Big Bill Broonzy was one of the major links between country blues and the urban Chicago variety, and artists like Memphis Slim and Muddy Waters recorded entire LPs of his material.
The sound on these five discs is not great, but you probably won't find any better-sounding Big Bill-sides from the 20s and 30s, and this is certainly no second-rate compilation, in spite of the relatively low price and the cartoonish design of the box. On the contrary, it is a well-annotated, carefully remastered overview of the music of Big Bill Broonzy in his prime.

Big Bill's Best Box...3.5 stars3
With this box you get the pre-war sides of the Chicago Gentleman of the blues. Broonzy was interesting in that, at least to me, he seems rather emotionally detatched, vocally, much of the time. Particularly in comparison to many of his contemporaries. Whereas Skip James can make you feel like you just heard a ghost crying on the wind, Broonzy kinda sounds like a stately, distinguished gentleman. Certainly a feat, considering how sexually explicit some of his lyrics are.

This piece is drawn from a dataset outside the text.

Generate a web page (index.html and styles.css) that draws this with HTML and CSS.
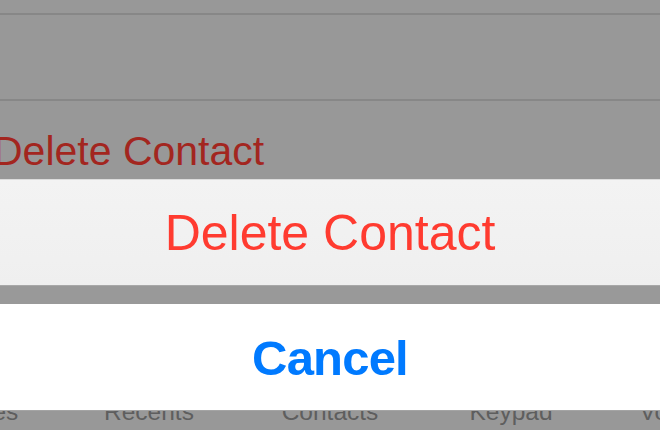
FILE: index.html
```html
<!DOCTYPE html>
<html lang="en">
<head>
<meta charset="utf-8">
<title>Delete Contact</title>
<link rel="stylesheet" href="styles.css">
</head>
<body>
<div class="screen">
  <div class="list">
    <div class="row row-top"></div>
    <div class="row row-mid"></div>
    <div class="row row-delete">Delete Contact</div>
  </div>
  <div class="sheet">
    <div class="sheet-btn sheet-destructive">Delete Contact</div>
    <div class="sheet-gap"></div>
    <div class="sheet-btn sheet-cancel">Cancel</div>
  </div>
  <div class="tabbar">
    <div class="tab"><span class="tab-label">Favorites</span></div>
    <div class="tab"><span class="tab-label">Recents</span></div>
    <div class="tab"><span class="tab-label">Contacts</span></div>
    <div class="tab"><span class="tab-label">Keypad</span></div>
    <div class="tab"><span class="tab-label">Voicemail</span></div>
  </div>
</div>
</body>
</html>
```
FILE: styles.css
```css
html, body {
  margin: 0;
  padding: 0;
  background: #989898;
}
body {
  font-family: "Liberation Sans", Arial, sans-serif;
  width: 660px;
  height: 430px;
  overflow: hidden;
}
.screen {
  width: 660px;
  height: 430px;
  overflow: hidden;
  display: flex;
  flex-direction: column;
  background: #989898;
}
.list {
  display: flex;
  flex-direction: column;
}
.row {
  box-sizing: border-box;
  background: #989898;
}
.row-top {
  height: 15px;
  border-bottom: 2px solid #878787;
}
.row-mid {
  height: 86px;
  border-bottom: 2px solid #878787;
}
.row-delete {
  height: 78px;
  padding-top: 30px;
  font-size: 41px;
  line-height: 41px;
  color: #a3261f;
  text-indent: -7px;
  white-space: nowrap;
  overflow: hidden;
}
.sheet {
  display: flex;
  flex-direction: column;
}
.sheet-btn {
  box-sizing: border-box;
  height: 106px;
  text-align: center;
  white-space: nowrap;
}
.sheet-destructive {
  background: linear-gradient(#f3f3f3, #efefef);
  border-top: 1px solid #dcdcdc;
  color: #ff3b30;
  font-size: 50px;
  line-height: 105px;
  padding-top: 1px;
}
.sheet-gap {
  height: 19px;
  background: #999999;
  border-top: 1px solid #a8a8a8;
  box-sizing: border-box;
}
.sheet-cancel {
  background: #ffffff;
  color: #007aff;
  font-size: 49px;
  font-weight: bold;
  line-height: 106px;
  padding-top: 1px;
  letter-spacing: -0.8px;
}
.tabbar {
  height: 20px;
  overflow: hidden;
  display: flex;
  justify-content: center;
  background: #989898;
  border-top: 1px solid #a4a4a4;
  box-sizing: border-box;
}
.tab {
  flex: 0 0 181px;
  text-align: center;
  white-space: nowrap;
}
.tab-label {
  display: block;
  font-size: 24.5px;
  line-height: 24.5px;
  margin-top: -11px;
  color: #5e5e5e;
}
```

I think the idea of a Rock & Roll Hall of Fame is ridiculous to begin with, but if Broonzy isn't in it (maybe he is, I don't know), then it's even more ridiculous than I thought. Broonzy had a much larger stylistic impact upon rock & roll than did, say, Robert Johnson, who I would imagine is probably already in there for no other reason than Clapton and Keith Richards can't seem to ever shut up about him. Detach yourself from the hype and actually just listen to the musics of Broonzy and Johnson. There is nothing of Johnson's sound or style that widely found its way into rock & roll. Now listen to quite alot of Broonzy's music. Much of Broonzy's music isn't even so much blues as it is rhythm & blues... the very foundation of the later Chicago blues sound, and early R&R sounds. Water down the lyrics, add some horns or an electric guitar, speed it up a bit, make it 25 years later and some of Big Bill's music is 1950s rock & roll.

Not that I give or take two doo-doos of merit to something because it did or did not influence rock, but seeing as how so many classic-rock fans are always regurgitating the same stuff they've read in 50 Clapton interviews, it annoys me how many blues-rock fans will go on and on about how Robert Johnson was the greatest blues musician ever, as well as some sort of genius proto-architect of rock, when this guy (Broonzy) that most of those same people have never heard, clearly, at times, sounds like a main influence for everyone from Little Richard to Johnny Cash & the Tennessee Two. I'm not slighting Robert's music here, just saying that if you believe the hype, he seemed to do everything but create the earth and sky.

As for Broonzy's music itself, this is a blessing and a curse. Sometimes he does indeed fall into many of the repetitious and bland pitfalls that became the hallmark of the famed post-war "Chicago Blues sound" that oftentimes bores me to tears. That is certainly not all the music in this great box, though. And of course some of his music does dig deep. It's not all just sex and fun.

I feel special mention must be made of Black Bob, Broonzy's longtime pianist. He is as much the star of this box as is Broonzy himself.

As for JSP's work on this box, it is lovely as usual. This is the best sounding Big Bill I have heard. My 3.5 stars don't slight JSPs fine transfers, it's just that as much as I like Big Bill, I personally have never elevated him to the same level as the Memphis Minnies, Lonnie Johnsons, Skip James', Blind Willie McTells, etc... of the world. If you're a huge Big Bill fan, or a first-timer just looking to check him out, this is as fine a box (and price) as you will ever find. I've had this box for 4 or 5 months now and it has yet to escape my player for more than a couple days.